Jacob Weisberg, editor-in-chief of The Slate Group
I winced slightly when a character in the movie Four Weddings and a Funeral recited one of my favorite poems, W.H. Auden’s “The More Loving One,” making it a little too famous for its own good. Auden wrote it in 1957, when he was feeling jealous toward his long-time lover Chester Kallman, who kept being unfaithful to him. In four short stanzas, Auden turns around the problem of feeling greater passion for someone than someone feels for you: “Looking up at the stars, I know quite well/ That, for all they care, I can go to hell.” The most memorable couplet distills the desired philosophical attitude for those disappointed in relationships of all kinds: “If equal affection cannot be,/ Let the more loving one be me.” That’s an outlook worth aspiring to, in romance and out, even when it’s not quite possible.

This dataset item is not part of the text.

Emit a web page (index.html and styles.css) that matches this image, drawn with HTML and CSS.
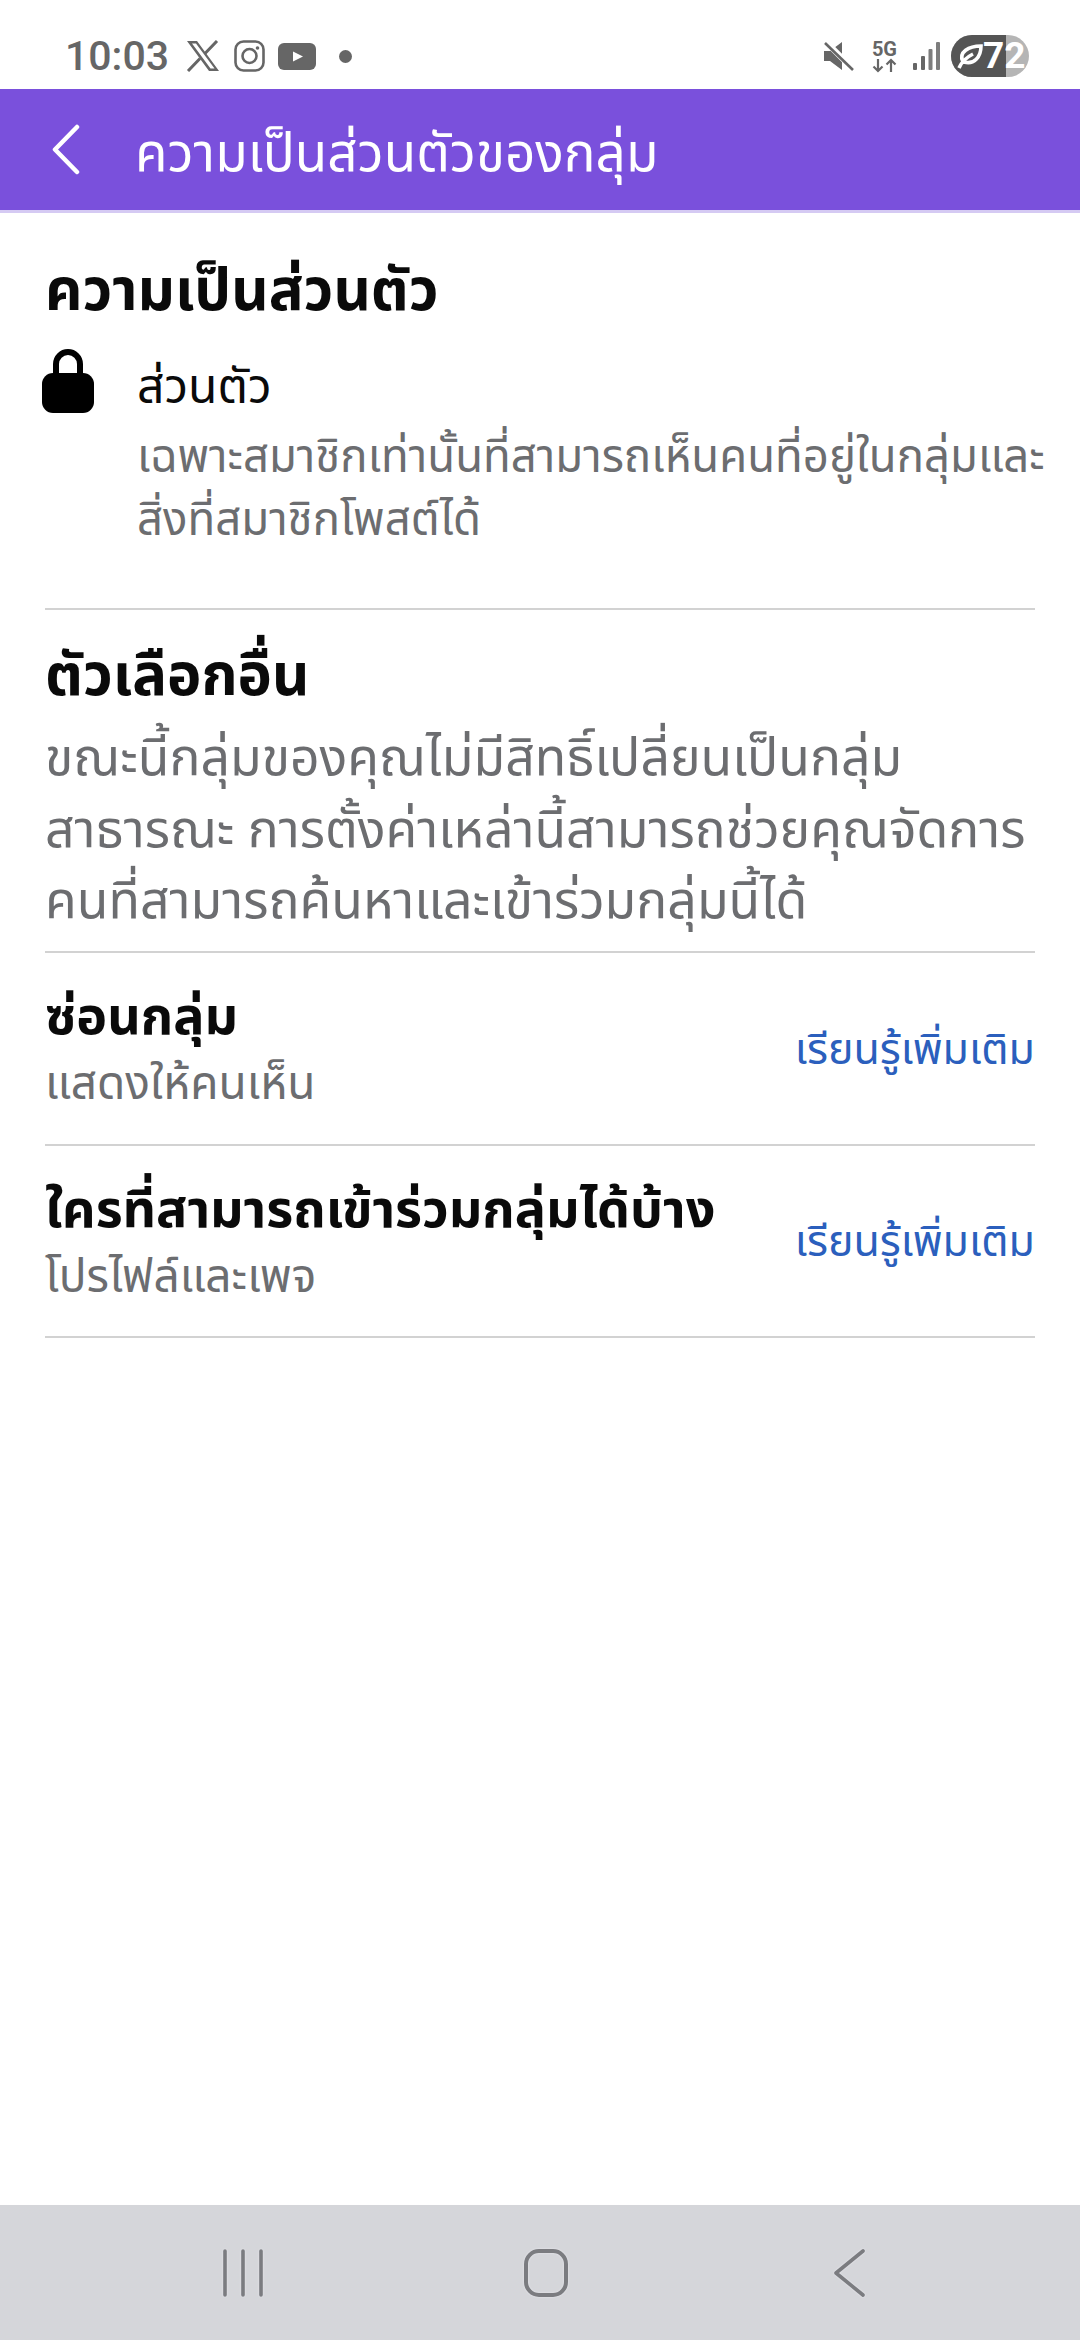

Chris Wilson, associate editor
The Polish Nobelist Wisława Szymborska operates in a world of irony, skepticism and chance, so it naturally follows that she’s at her best when writing about love—in particular, that rare subspecies known as “true love.” True love, she writes in a poem of that title, “couldn’t populate the planet in a million years/ it comes along so rarely.” Those lucky few it besets are “drawn randomly from millions but convinced/ it had to happen this way.” Szymborska sneers at their happiness in the face of the overwhelming evidence that their love has no meaning in a meaningless universe. So it is a particularly bitter moment when, in the last three lines, she turns the screw on us unbelievers. The joke, as it happens, is on us.

Emily Yoffe, contributor
The best love poems are bittersweet—many of Shakespeare’s sonnets are about knowing that love will be undone by time. I dare anyone not to tear up on reading Richard Wilbur’s exquisite tribute to his late wife, “The House,” a poem about losing one’s love, and the continuation of love after death.